[BEGIN]
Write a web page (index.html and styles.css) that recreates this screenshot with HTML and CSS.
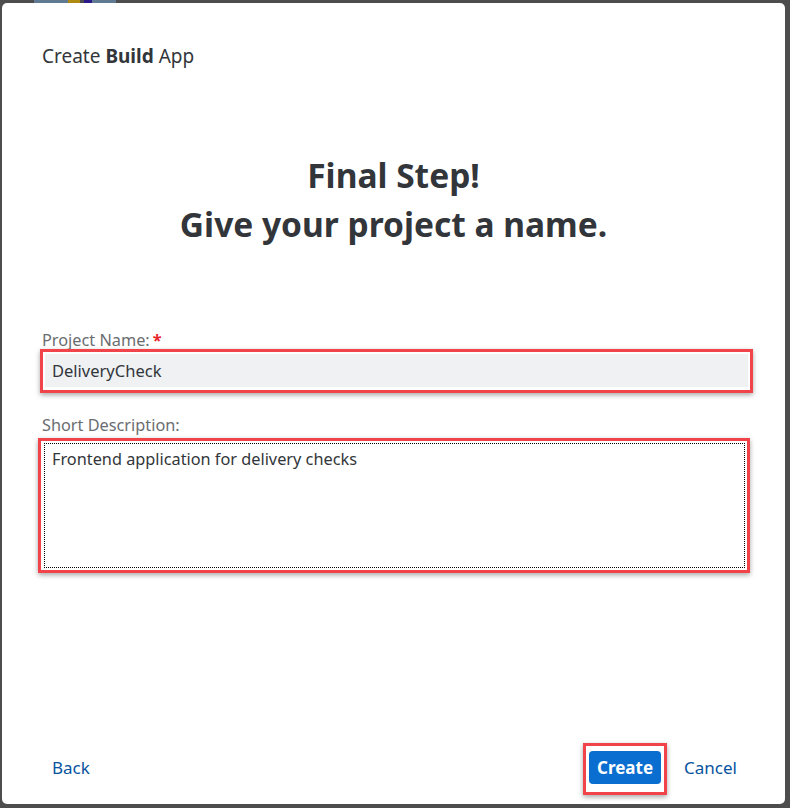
FILE: index.html
```html
<!DOCTYPE html>
<html>
<head>
<meta charset="utf-8">
<link rel="stylesheet" href="styles.css">
</head>
<body>
<div class="topstrip">
  <span class="ts ts1"></span><span class="ts ts2"></span><span class="ts ts3"></span><span class="ts ts4"></span>
</div>
<div class="dialog">
  <header class="dlg-header">Create <b>Build</b> App</header>
  <div class="hero">
    <h1>Final Step!<br>Give your project a name.</h1>
  </div>
  <form class="form">
    <label class="label">Project Name:<span class="req">*</span></label>
    <div class="hl hl-input">
      <div class="input">DeliveryCheck</div>
    </div>
    <label class="label label2">Short Description:</label>
    <div class="hl hl-area">
      <div class="textarea">Frontend application for delivery checks</div>
    </div>
  </form>
  <footer class="footer">
    <a class="link back">Back</a>
    <div class="right">
      <div class="hl hl-btn"><button type="button" class="btn">Create</button></div>
      <a class="link cancel">Cancel</a>
    </div>
  </footer>
</div>
</body>
</html>
```
FILE: styles.css
```css
html, body {
  margin: 0;
  padding: 0;
  width: 790px;
  height: 808px;
  overflow: hidden;
  background: #4d4d4d;
  font-family: "Noto Sans", "Liberation Sans", sans-serif;
}
.topstrip {
  height: 3px;
  display: flex;
  padding-left: 34px;
}
.ts { display: block; height: 3px; }
.ts1 { width: 34px; background: #5f7a92; }
.ts2 { width: 12px; background: #b08a10; }
.ts3 { width: 8px; background: #2a1a8a; margin-left: 4px; }
.ts4 { width: 24px; background: #5f7a92; }
.dialog {
  margin-left: 2px;
  width: 783px;
  height: 801px;
  background: #fff;
  border-radius: 5px;
  display: flex;
  flex-direction: column;
  box-sizing: border-box;
}
.dlg-header {
  padding: 41px 0 0 40px;
  font-size: 19px;
  line-height: 24px;
  color: #32363a;
}
.dlg-header b { font-weight: 700; }
.hero {
  padding-top: 83px;
  text-align: center;
}
.hero h1 {
  margin: 0;
  font-size: 33.5px;
  line-height: 49px;
  font-weight: 700;
  color: #32363a;
}
.form {
  padding: 81px 0 0 38px;
  display: flex;
  flex-direction: column;
  align-items: flex-start;
}
.label {
  padding-left: 2px;
  font-size: 16.3px;
  line-height: 20px;
  color: #6a6d70;
}
.req { color: #e9232a; margin-left: 3px; font-weight: 700; }
.label2 { margin-top: 22px; }
.hl {
  border: 3px solid #f0444a;
  box-shadow: 0 2px 5px rgba(0,0,0,0.35);
  padding: 2px;
  background: #fff;
}
.hl-input {
  margin-top: -1px;
  width: 703px;
  padding-bottom: 3px;
}
.input {
  height: 33px;
  background: #eff1f2;
  font-size: 16.5px;
  line-height: 33px;
  color: #32363a;
  padding-left: 7px;
}
.hl-area {
  margin-top: 3px;
  margin-left: -2px;
  width: 701px;
  padding: 2px 2px 2px 3px;
}
.textarea {
  height: 125px;
  border: 1px dotted #000;
  box-sizing: border-box;
  font-size: 16.3px;
  line-height: 24px;
  color: #32363a;
  padding: 3px 0 0 7px;
}
.footer {
  margin-top: auto;
  height: 72px;
  display: flex;
  align-items: center;
  justify-content: space-between;
  padding: 0 48px 0 50px;
}
.link {
  color: #0854a0;
  font-size: 17px;
  line-height: 20px;
  cursor: pointer;
}
.right {
  display: flex;
  align-items: center;
}
.hl-btn {
  padding: 5px 3px 8px 3px;
  margin-top: 2px;
  box-shadow: 0 2px 5px rgba(0,0,0,0.35);
}
.btn {
  display: block;
  width: 72px;
  height: 33px;
  background: #0a6ed1;
  border: none;
  border-radius: 4px;
  color: #fff;
  font-family: "Noto Sans", "Liberation Sans", sans-serif;
  font-size: 17px;
  font-weight: 700;
  padding: 0;
}
.cancel { margin-left: 17px; }
```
[END]
Task objective =>
Omit the pictures, then output the rest of the listing exactly.

Solution for this task =>
Write a web page (index.html and styles.css) that recreates this screenshot with HTML and CSS.
FILE: index.html
```html
<!DOCTYPE html>
<html>
<head>
<meta charset="utf-8">
<link rel="stylesheet" href="styles.css">
</head>
<body>
<div class="topstrip">
  <span class="ts ts1"></span><span class="ts ts2"></span><span class="ts ts3"></span><span class="ts ts4"></span>
</div>
<div class="dialog">
  <header class="dlg-header">Create <b>Build</b> App</header>
  <div class="hero">
    <h1>Final Step!<br>Give your project a name.</h1>
  </div>
  <form class="form">
    <label class="label">Project Name:<span class="req">*</span></label>
    <div class="hl hl-input">
      <div class="input">DeliveryCheck</div>
    </div>
    <label class="label label2">Short Description:</label>
    <div class="hl hl-area">
      <div class="textarea">Frontend application for delivery checks</div>
    </div>
  </form>
  <footer class="footer">
    <a class="link back">Back</a>
    <div class="right">
      <div class="hl hl-btn"><button type="button" class="btn">Create</button></div>
      <a class="link cancel">Cancel</a>
    </div>
  </footer>
</div>
</body>
</html>
```
FILE: styles.css
```css
html, body {
  margin: 0;
  padding: 0;
  width: 790px;
  height: 808px;
  overflow: hidden;
  background: #4d4d4d;
  font-family: "Noto Sans", "Liberation Sans", sans-serif;
}
.topstrip {
  height: 3px;
  display: flex;
  padding-left: 34px;
}
.ts { display: block; height: 3px; }
.ts1 { width: 34px; background: #5f7a92; }
.ts2 { width: 12px; background: #b08a10; }
.ts3 { width: 8px; background: #2a1a8a; margin-left: 4px; }
.ts4 { width: 24px; background: #5f7a92; }
.dialog {
  margin-left: 2px;
  width: 783px;
  height: 801px;
  background: #fff;
  border-radius: 5px;
  display: flex;
  flex-direction: column;
  box-sizing: border-box;
}
.dlg-header {
  padding: 41px 0 0 40px;
  font-size: 19px;
  line-height: 24px;
  color: #32363a;
}
.dlg-header b { font-weight: 700; }
.hero {
  padding-top: 83px;
  text-align: center;
}
.hero h1 {
  margin: 0;
  font-size: 33.5px;
  line-height: 49px;
  font-weight: 700;
  color: #32363a;
}
.form {
  padding: 81px 0 0 38px;
  display: flex;
  flex-direction: column;
  align-items: flex-start;
}
.label {
  padding-left: 2px;
  font-size: 16.3px;
  line-height: 20px;
  color: #6a6d70;
}
.req { color: #e9232a; margin-left: 3px; font-weight: 700; }
.label2 { margin-top: 22px; }
.hl {
  border: 3px solid #f0444a;
  box-shadow: 0 2px 5px rgba(0,0,0,0.35);
  padding: 2px;
  background: #fff;
}
.hl-input {
  margin-top: -1px;
  width: 703px;
  padding-bottom: 3px;
}
.input {
  height: 33px;
  background: #eff1f2;
  font-size: 16.5px;
  line-height: 33px;
  color: #32363a;
  padding-left: 7px;
}
.hl-area {
  margin-top: 3px;
  margin-left: -2px;
  width: 701px;
  padding: 2px 2px 2px 3px;
}
.textarea {
  height: 125px;
  border: 1px dotted #000;
  box-sizing: border-box;
  font-size: 16.3px;
  line-height: 24px;
  color: #32363a;
  padding: 3px 0 0 7px;
}
.footer {
  margin-top: auto;
  height: 72px;
  display: flex;
  align-items: center;
  justify-content: space-between;
  padding: 0 48px 0 50px;
}
.link {
  color: #0854a0;
  font-size: 17px;
  line-height: 20px;
  cursor: pointer;
}
.right {
  display: flex;
  align-items: center;
}
.hl-btn {
  padding: 5px 3px 8px 3px;
  margin-top: 2px;
  box-shadow: 0 2px 5px rgba(0,0,0,0.35);
}
.btn {
  display: block;
  width: 72px;
  height: 33px;
  background: #0a6ed1;
  border: none;
  border-radius: 4px;
  color: #fff;
  font-family: "Noto Sans", "Liberation Sans", sans-serif;
  font-size: 17px;
  font-weight: 700;
  padding: 0;
}
.cancel { margin-left: 17px; }
```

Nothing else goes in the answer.